How to Use Emotional Intelligence as a Job Searching Superpower
According to A Dictionary of Psychology, emotional intelligence (EQ) is the capability to recognize their own, and other people’s emotions, to evaluate different feelings and label them appropriately, to let this knowledge guide thinking and behavior and to emotionally adapt to environments. As you can imagine, this is pretty important when searching for your next great career. In fact, according to Psych Central, for the most people, EQ is more important than intelligence when it comes to being successful both personally and professionally.
If you’re still struggling to land that next job, maybe you’re just not tapping into your EQ. Ask yourself these four questions to employ EQ during your next job search.
Are You in the Right State of Mind to Start Job Searching?
Anger is easily read and one of the five phases, people go through after they’ve lost a recent job, or didn’t get the promotion they desired. Finding a new job is very important, but making the best of each job opportunity that appeals to you is more important than just throwing yourself out there right away.
Take a few days to cool off, let go of any loose ends from your previous job and reassess what you really want out of your next role. This is your chance to start fresh with a new group of people and a new daily routine that you want. Be conscious of the five stages of grief before searching.
What Kind of Worker Are You?
Once you’ve decided your mind is in the right place, assess what type of worker you are. Do you need a sit-down job or one where you’re constantly moving? Would you prefer a job where you’re working hands-on with people every day? Whatever the answer is, keep it in mind during your job search to find the type of environment you would be happiest.
According to Forbes, 87 percent of workers worldwide are emotionally disconnected from their workplaces and actively unproductive. Don’t become one of them; your new job search is your chance to fulfill what you want to do. Write down what you’ve tried and liked, what you’ve tried and couldn’t stand and what you might be interested in trying to help narrow your options down.
How Can You Express Emotional Intelligence in Your Interviews?
Even if your answer to the previous question was to find a secluded job where you work mostly individually, having strong people skills and empathy is a great emotional quality for all candidates to have. Now more than ever, workplaces are heavily building off the company culture and team building trends. In fact, a study by LinkedIn shows 55 percent of employers put a premium on employees who work well with others.
In your next interview, give an example of a successful project you worked on with one or several other team members and how you achieved that success by working together.
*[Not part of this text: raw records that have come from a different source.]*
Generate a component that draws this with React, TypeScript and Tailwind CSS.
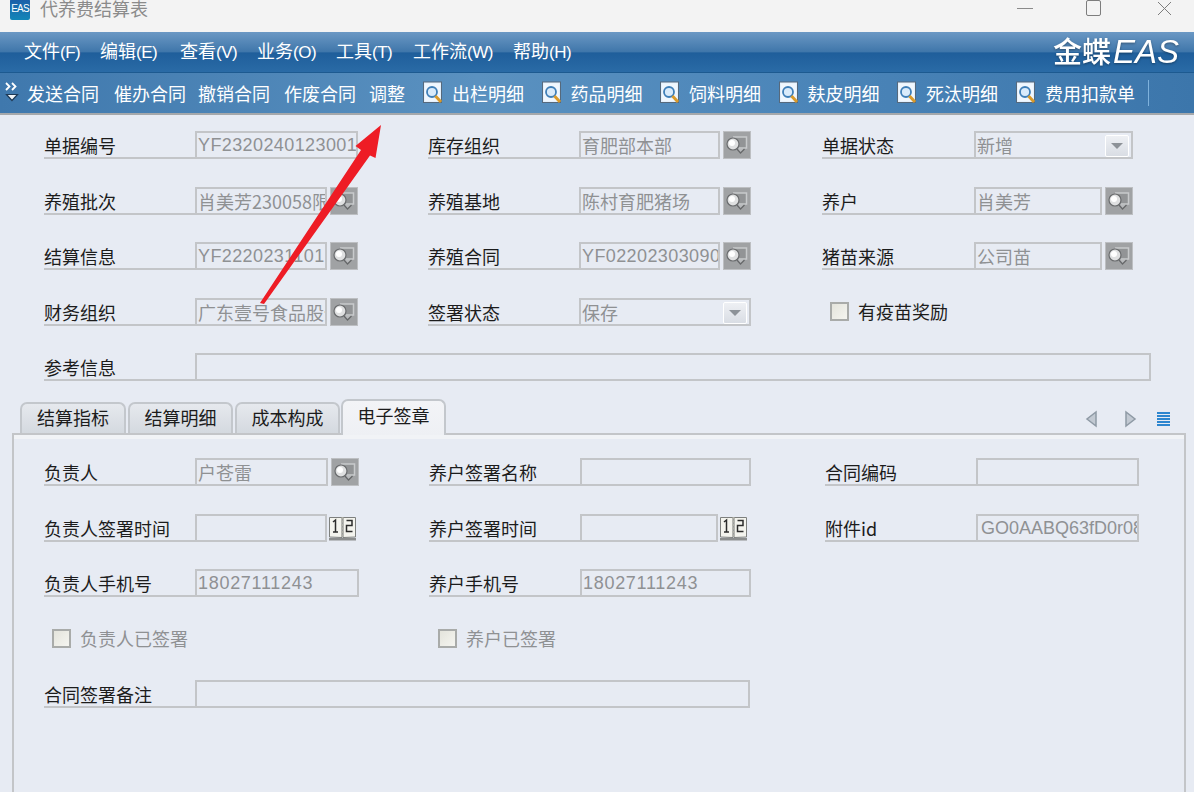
import React from "react";

const CJK = "font-['Noto_Sans_CJK_SC','Noto_Sans_CJK_JP',sans-serif]";
const LAT = "font-['Liberation_Sans','Noto_Sans_CJK_SC',sans-serif]";

function Lookup() {
  return (
    <div className="ml-[3px] w-[28px] h-[28px] shrink-0 bg-[#a0a2a4] border border-[#bdbfc2] flex items-center justify-center">
      <svg width="24" height="24" viewBox="0 0 24 24">
        <path d="M8 4h13.500v11h-6l-2 0" fill="#929496" stroke="#c8cacc" strokeWidth="1.5" />
        <path d="M12 16l3.500 4 4-4" fill="#b8babc" stroke="#66686a" strokeWidth="1.300" />
        <circle cx="8" cy="11" r="6" fill="#dfe0e1" stroke="#6a6c6e" strokeWidth="1.200" />
        <circle cx="7" cy="10" r="3" fill="#ffffff" />
      </svg>
    </div>
  );
}

function CalendarBtn() {
  return (
    <div className="ml-[1px] w-[29px] h-[28px] shrink-0 flex items-center justify-center">
      <svg width="29" height="26" viewBox="0 0 29 26">
        <path d="M1 23h27v2.500H1z" fill="#8c8e8e" />
        <path d="M1.500 22V2.500h12.500v20zM15 22.500V2.500h12.500V22z" fill="#f4f4ee" stroke="#7e807e" strokeWidth="1" />
        <path d="M14.500 2v20" stroke="#b0b0a8" strokeWidth="2" strokeDasharray="2 1.500" />
        <path d="M5 7l2.500-2V17M5 17h5" fill="none" stroke="#2c2c2c" strokeWidth="1.500" />
        <path d="M18.500 5.500h5.500v5h-5.500v6h6" fill="none" stroke="#2c2c2c" strokeWidth="1.500" />
      </svg>
    </div>
  );
}

function DropBtn() {
  return (
    <div className="absolute right-[2px] top-[2px] w-[24px] h-[22px] bg-gradient-to-b from-[#eef0f4] to-[#d9dde4] border border-white rounded-[2px] flex items-center justify-center">
      <svg width="12" height="8" viewBox="0 0 12 8"><path d="M0 1h12L6 7z" fill="#8d9298" /></svg>
    </div>
  );
}

function Input({ w, value, latin, select, track = 0.4, pl = 1 }: { w: number; value?: string; latin?: boolean; select?: boolean; track?: number; pl?: number }) {
  return (
    <div
      style={{ width: w, letterSpacing: latin ? track : undefined, paddingLeft: pl }}
      className={`relative h-[28px] shrink-0 border-2 border-[#c3c5c8] overflow-hidden whitespace-nowrap leading-[24px] text-[#8f9193] text-[18px] ${latin ? LAT : CJK}`}
    >
      {value}
      {select && <DropBtn />}
    </div>
  );
}

function Label({ text, w }: { text: string; w: number }) {
  return (
    <div
      style={{ width: w }}
      className={`h-[28px] shrink-0 border-b-2 border-[#c3c5c8] leading-[28px] text-[18px] whitespace-nowrap text-[#1c1c1c] ${CJK}`}
    >
      {text}
    </div>
  );
}

function Check({ text, disabled, ml }: { text: string; disabled?: boolean; ml: number }) {
  return (
    <div style={{ marginLeft: ml }} className={`h-[28px] flex items-center gap-[9px] text-[18px] whitespace-nowrap ${CJK} ${disabled ? "text-[#8f9193]" : "text-[#1c1c1c]"}`}>
      <div className="w-[19px] h-[19px] border-2 border-[#a9aba9] bg-gradient-to-br from-[#e4e4dc] to-[#f5f5f0]" />
      {text}
    </div>
  );
}

function ToolIcon() {
  return (
    <svg width="21" height="24" viewBox="0 0 21 24" className="shrink-0">
      <rect x="0.500" y="1" width="18" height="20.500" fill="#e4f0fc" stroke="#56697c" />
      <rect x="2" y="2.500" width="15" height="17.500" fill="#f0f7fe" />
      <circle cx="9" cy="11" r="5" fill="#d9ebfb" stroke="#3f7fb8" strokeWidth="1.800" />
      <path d="M12.500 15l5.500 6" stroke="#d99a2b" strokeWidth="3" />
    </svg>
  );
}

const menus: [string, number][] = [
  ["文件(F)", 76], ["编辑(E)", 80], ["查看(V)", 77], ["业务(O)", 79], ["工具(T)", 77], ["工作流(W)", 100], ["帮助(H)", 66],
];

function MenuItem({ label, w }: { label: string; w: number }) {
  const i = label.indexOf("(");
  return (
    <div style={{ width: w }} className="shrink-0 whitespace-nowrap">
      {label.slice(0, i)}
      <span className={`${LAT} text-[17px] tracking-[-0.5px] font-normal`}>{label.slice(i)}</span>
    </div>
  );
}

const tools: { t: string; w: number }[] = [
  { t: "出栏明细", w: 118.5 }, { t: "药品明细", w: 118.5 }, { t: "饲料明细", w: 118.5 }, { t: "麸皮明细", w: 118.5 }, { t: "死汰明细", w: 119 }, { t: "费用扣款单", w: 133 },
];

const Row = ({ children }: { children: React.ReactNode }) => (
  <div className="h-[28px] flex items-start">{children}</div>
);

const C1 = ({ children }: { children: React.ReactNode }) => <div className="w-[384px] shrink-0 flex">{children}</div>;
const C2 = ({ children }: { children: React.ReactNode }) => <div className="w-[394px] shrink-0 flex">{children}</div>;
const P1 = ({ children }: { children: React.ReactNode }) => <div className="w-[385px] shrink-0 flex">{children}</div>;
const P2 = ({ children }: { children: React.ReactNode }) => <div className="w-[396px] shrink-0 flex">{children}</div>;

export default function App() {
  return (
    <div className="relative w-[1194px] h-[792px] overflow-hidden bg-[#e7ebf3] flex flex-col">
      {/* title bar */}
      <div className="h-[32px] bg-[#f3f3f3] flex items-start shrink-0 relative">
        <div className={`ml-[10px] -mt-[1px] w-[20px] h-[21px] rounded-[2px] bg-gradient-to-b from-[#1c5ea8] to-[#1286b8] text-white text-[10px] leading-[20px] tracking-[-0.8px] text-center ${LAT}`}>EAS</div>
        <div className={`ml-[10px] -mt-[5px] text-[18px] leading-[26px] text-[#8b8b8b] ${CJK}`}>代养费结算表</div>
        <div className="ml-auto flex items-start">
          <div className="mt-[8px] w-[16px] h-[1px] bg-[#8a8a8a]" />
          <div className="ml-[53px] w-[15px] h-[16px] border border-[#7d7d7d] rounded-[2px]" />
          <svg className="ml-[56px] mr-[22px] mt-[1px]" width="15" height="15" viewBox="0 0 15 15"><path d="M1 1l13 13M14 1L1 14" stroke="#7d7d7d" strokeWidth="1" /></svg>
        </div>
      </div>

      {/* menu bar */}
      <div className={`h-[41px] shrink-0 relative border-b border-[#1d5a90] bg-[linear-gradient(180deg,#6b98c4_0%,#3f76aa_50%,#1f5e9b_52%,#2a6ba6_100%)] flex items-start pt-[5px] pl-[24px] text-white text-[18px] leading-[26px] ${CJK}`}>
        {menus.map(([m, w]) => <MenuItem key={m} label={m} w={w} />)}
        <div className="ml-auto mr-[15px] -mt-[4px] flex items-baseline text-white drop-shadow-[0_1px_1px_rgba(0,0,0,0.35)]">
          <span className={`text-[29px] font-medium leading-[34px] ${CJK}`}>金蝶</span>
          <span className={`text-[33px] italic leading-[34px] ml-[2px] ${LAT}`}>EAS</span>
        </div>
      </div>

      {/* toolbar */}
      <div className="h-[42px] shrink-0 border-b-2 border-[#a5a8ab] bg-[linear-gradient(90deg,#3f78ad_0%,#5a91c0_40%,#4a84b8_70%,#3c76ab_100%)] flex items-center text-white text-[18px] relative">
        <div className={`flex items-center w-full whitespace-nowrap ${CJK}`}>
          <svg className="ml-[5px] shrink-0" width="14" height="22" viewBox="0 0 14 22">
            <path d="M1 1l3.500 3.500L1 8M7 1l3.500 3.500L7 8" fill="none" stroke="#fff" strokeWidth="1.800" />
            <path d="M1.500 12.500h11l-5.500 6z" fill="#f1f5f9" stroke="#1e3a57" strokeWidth="1.200" />
          </svg>
          <span className="ml-[8px] w-[87px] shrink-0">发送合同</span>
          <span className="w-[84px] shrink-0">催办合同</span>
          <span className="w-[86px] shrink-0">撤销合同</span>
          <span className="w-[85px] shrink-0">作废合同</span>
          <span className="w-[54px] shrink-0">调整</span>
          {tools.map((x) => (
            <div key={x.t} style={{ width: x.w }} className="flex items-center shrink-0">
              <ToolIcon />
              <span className="ml-[8px]">{x.t}</span>
            </div>
          ))}
          <div className="-ml-[1px] w-[1px] h-[26px] bg-[#7fb2dc]" />
        </div>
      </div>

      {/* form */}
      <div className="pl-[44px] pt-[16px] flex flex-col gap-[27.5px] shrink-0">
        <Row>
          <C1><Label text="单据编号" w={151} /><Input w={163} latin value="YF2320240123001" /></C1>
          <C2><Label text="库存组织" w={151} /><Input w={141} value="育肥部本部" /><Lookup /></C2>
          <Label text="单据状态" w={152} /><Input w={159} value="新增" select />
        </Row>
        <Row>
          <C1><Label text="养殖批次" w={151} /><Input w={132} value="肖美芳230058限" /><Lookup /></C1>
          <C2><Label text="养殖基地" w={151} /><Input w={141} value="陈村育肥猪场" /><Lookup /></C2>
          <Label text="养户" w={152} /><Input w={128} value="肖美芳" /><Lookup />
        </Row>
        <Row>
          <C1><Label text="结算信息" w={151} /><Input w={132} latin value="YF2220231101" /><Lookup /></C1>
          <C2><Label text="养殖合同" w={151} /><Input w={141} latin value="YF02202303090" /><Lookup /></C2>
          <Label text="猪苗来源" w={152} /><Input w={128} value="公司苗" /><Lookup />
        </Row>
        <Row>
          <C1><Label text="财务组织" w={151} /><Input w={132} value="广东壹号食品股份" /><Lookup /></C1>
          <C2><Label text="签署状态" w={151} /><Input w={172} value="保存" select /></C2>
          <Check text="有疫苗奖励" ml={8} />
        </Row>
        <Row>
          <Label text="参考信息" w={151} /><Input w={956} />
        </Row>
      </div>

      {/* tabs */}
      <div className={`mt-[18px] h-[34px] shrink-0 relative flex items-end pl-[20px] text-[18px] text-[#1c1c1c] ${CJK}`}>
        {([["结算指标", 106, 2], ["结算明细", 105, 2], ["成本构成", 105, 1]] as [string, number, number][]).map(([t, w, m]) => (
          <div key={t} style={{ width: w, marginRight: m }} className="h-[31px] shrink-0 rounded-t-[7px] border-2 border-b-0 border-[#c3c7cc] bg-gradient-to-b from-[#e6e9ee] to-[#d4d9df] text-center leading-[27px]">{t}</div>
        ))}
        <div className="relative z-10 -mb-[2px] w-[105px] h-[36px] shrink-0 rounded-t-[7px] border-2 border-b-0 border-[#c3c7cc] bg-gradient-to-b from-[#f3f4f7] to-[#eef0f4] text-center leading-[29px]">电子签章</div>
        <div className="ml-auto mr-[24px] mb-[5px] flex items-center">
          <svg width="13" height="18" viewBox="0 0 13 18"><path d="M11 2v14L2 9z" fill="#c2c9d2" stroke="#8f9aa5" strokeWidth="1.500" /></svg>
          <svg className="ml-[26px]" width="13" height="18" viewBox="0 0 13 18"><path d="M2 2v14l9-7z" fill="#c2c9d2" stroke="#8f9aa5" strokeWidth="1.500" /></svg>
          <svg className="ml-[20px]" width="13" height="15" viewBox="0 0 13 15">
            <path d="M0 1h13M0 4h13M0 7h13M0 10h13M0 13h13" stroke="#2e86cf" strokeWidth="2" />
          </svg>
        </div>
      </div>

      {/* panel */}
      <div className="ml-[12px] w-[1174px] flex-1 border-2 border-b-0 border-[#c3c5c8] shadow-[inset_0_4px_0_#f1f3f6] pl-[30px] pt-[23px] flex flex-col gap-[27.5px]">
        <Row>
          <P1><Label text="负责人" w={151} /><Input w={133} value="户苍雷" /><Lookup /></P1>
          <P2><Label text="养户签署名称" w={151} /><Input w={171} /></P2>
          <Label text="合同编码" w={151} /><Input w={163} />
        </Row>
        <Row>
          <P1><Label text="负责人签署时间" w={151} /><Input w={132} /><CalendarBtn /></P1>
          <P2><Label text="养户签署时间" w={151} /><Input w={138} /><CalendarBtn /></P2>
          <Label text="附件id" w={151} /><Input w={163} latin value="GO0AABQ63fD0r08" track={0} pl={3} />
        </Row>
        <Row>
          <P1><Label text="负责人手机号" w={151} /><Input w={164} latin value="18027111243" track={0.7} /></P1>
          <P2><Label text="养户手机号" w={151} /><Input w={171} latin value="18027111243" track={0.7} /></P2>
        </Row>
        <Row>
          <P1><Check text="负责人已签署" disabled ml={8} /></P1>
          <P2><Check text="养户已签署" disabled ml={9} /></P2>
        </Row>
        <Row>
          <Label text="合同签署备注" w={151} /><Input w={555} />
        </Row>
      </div>

      {/* annotation arrow */}
      <svg className="absolute left-0 top-0 pointer-events-none" width="1194" height="792" viewBox="0 0 1194 792">
        <path d="M260 303L361 150L355.500 146L381 125L375.500 158L370 155.500L264 304Z" fill="#ee1c25" />
      </svg>
    </div>
  );
}
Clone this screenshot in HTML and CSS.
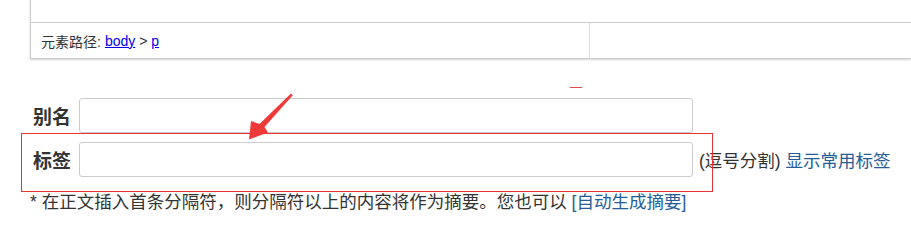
FILE: index.html
```html
<!DOCTYPE html>
<html lang="zh-CN">
<head>
<meta charset="utf-8">
<title>标签</title>
<link rel="stylesheet" href="styles.css">
</head>
<body>
<div class="editor">
  <div class="editor-top"></div>
  <div class="status">
    <div class="path">元素路径: <a href="#">body</a>&nbsp;&gt;&nbsp;<a href="#">p</a></div>
    <div class="words"></div>
  </div>
</div>
<div class="form">
  <div class="row">
    <label class="label">别名</label>
    <input class="field" type="text">
  </div>
  <div class="row">
    <label class="label">标签</label>
    <input class="field" type="text">
    <span class="hint">(逗号分割) <a class="blue" href="#">显示常用标签</a></span>
  </div>
  <p class="note">* 在正文插入首条分隔符，则分隔符以上的内容将作为摘要。您也可以 <a class="blue" href="#">[自动生成摘要]</a></p>
</div>
<div class="dash"></div>
<div class="highlight"></div>
<svg class="arrow" width="911" height="250" viewBox="0 0 911 250" aria-hidden="true">
  <polygon points="291,93.5 292.8,95.3 264.5,127 268,132.5 249,139.5 251,121 259.5,124" fill="#f03a3a"/>
</svg>
</body>
</html>
```

FILE: styles.css
```css
html, body {
  margin: 0;
  padding: 0;
}
body {
  width: 911px;
  height: 250px;
  overflow: hidden;
  position: relative;
  background: #fff;
  color: #333;
  font-family: "Liberation Sans", "Noto Sans CJK SC", sans-serif;
}
a { color: #0000ee; }
.editor {
  margin-left: 30px;
  border-left: 1px solid #cccccc;
  box-shadow: 0 1px 2px rgba(0, 0, 0, 0.18);
}
.editor-top {
  height: 22px;
}
.status {
  display: flex;
  height: 35px;
  border-top: 1px solid #cccccc;
  border-bottom: 1px solid #cccccc;
}
.path {
  box-sizing: border-box;
  width: 559px;
  padding-left: 10px;
  border-right: 1px solid #dddddd;
  font-size: 14px;
  display: flex;
  align-items: center;
}
.path a { margin-left: 4px; }
.path a + a { margin-left: 0; }
.words { flex: 1; }
.form {
  margin-top: 39px;
  padding-left: 30px;
}
.row {
  display: flex;
  align-items: center;
  height: 34px;
  margin-bottom: 10px;
}
.label {
  box-sizing: border-box;
  width: 49px;
  padding-left: 3px;
  font-size: 19px;
  font-weight: bold;
  color: #333;
}
.field {
  box-sizing: border-box;
  width: 614px;
  height: 35px;
  margin: 0;
  border: 1px solid #cccccc;
  border-radius: 3px;
  background: #fff;
}
.hint {
  margin-left: 6px;
  font-size: 17.5px;
  white-space: nowrap;
  color: #333;
}
.blue {
  color: #245d98;
  text-decoration: none;
}
.note {
  margin: 14px 0 0;
  font-size: 17.5px;
  line-height: 24px;
  white-space: nowrap;
}
.dash {
  position: absolute;
  left: 570px;
  top: 87px;
  width: 12px;
  height: 1px;
  background: #e84a4a;
}
.highlight {
  position: absolute;
  left: 21px;
  top: 133px;
  width: 692px;
  height: 59px;
  box-sizing: border-box;
  border: 1px solid #ea3434;
}
.arrow {
  position: absolute;
  left: 0;
  top: 0;
}
```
If questions like this don’t present themselves, practice being naturally responsive via basic non-verbal communication; use strong (not overdone) eye contact, nod to show you’re listening and understanding, use hand gestures when speaking and address the interviewer by name. These small gestures are great ways to display your effective communication skills and convey that you’re a good listener who can connect with others.
Are You Ready to Accept Challenges?
Those with strong EQ are willing to spearhead big projects or untouched territories. As a job seeker, you’re already leaping into new grounds by searching for a new lifestyle full of new people and new skill sets, which is brave in itself.
Recruiters and hiring managers should already have an understanding for your willingness and “go-getter” attitude, but push that a little further by expressing you’re open to learning new skills and can quickly adjust to change.
If you easily can answer all these questions with confidence, congratulations! Your EQ is right on track and ready to present to employers. Be confident in your stance, be personable, know what you want and where you want to be and you’re on your way to job satisfaction without a hitch.